To test it, I used our foolproof method to cook 18 fresh and 18 month-old eggs, peeling them all right after they’d cooled. As expected, many of the fresh eggs were difficult to peel, and a few were downright impossible. But the older eggs weren’t a guarantee for easy peeling either—some were actually quite difficult—so I moved on.
Having exhausted my options in terms of ingredients (there was only one), I moved on to the cooking method. Our foolproof approach makes it impossible to overcook the eggs, but if another method would make peeling easier, I was willing to branch out.
I compared five methods—our foolproof method, boiling in already-boiling water, steaming in a pressure cooker, steaming over boiling water, and baking—cooking 10 eggs each way and peeling them all right after cooling them in a 5-minute ice bath.
I graded each method from A to F: If most of the eggs cooked a certain way peeled easily, the method got an A. If the shell clung stubbornly to most of the eggs, forcing me to tear the whites, it received a lesser grade.
The foolproof and baking methods produced eggs that were challenging to peel; they each scored a C (but unlike the nicely cooked foolproof eggs, the baked ones sported green rings around their yolks).
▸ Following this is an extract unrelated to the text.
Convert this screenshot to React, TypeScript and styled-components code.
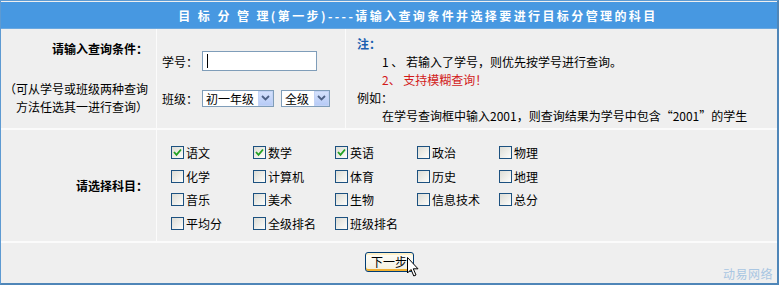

The pressure-cooked eggs were nicely cooked, and the method earned a B. But the steaming and boiling methods both earned an A. Their shells slipped off to reveal perfectly smooth whites. What made them (and the pressure-cooked eggs) succeed?
We compared five methods, cooking 10 eggs per method and peeling them all after letting them cool for 5 minutes in an ice bath. We then assigned a grade to each method based on the condition of the peeled eggs. Our takeaway: The steaming and boiling methods both earned an A, as nine of the 10 peeled eggs cooked each way were flawlessly smooth.
The only real common denominator of the boiled and steamed eggs was that both went directly into a hot environment, whereas eggs cooked by our foolproof method started out cold and warmed up slowly as the water came up to a boil. The baked eggs also qualified as using a cold start because the oven’s air is a slow and inefficient conductor of energy.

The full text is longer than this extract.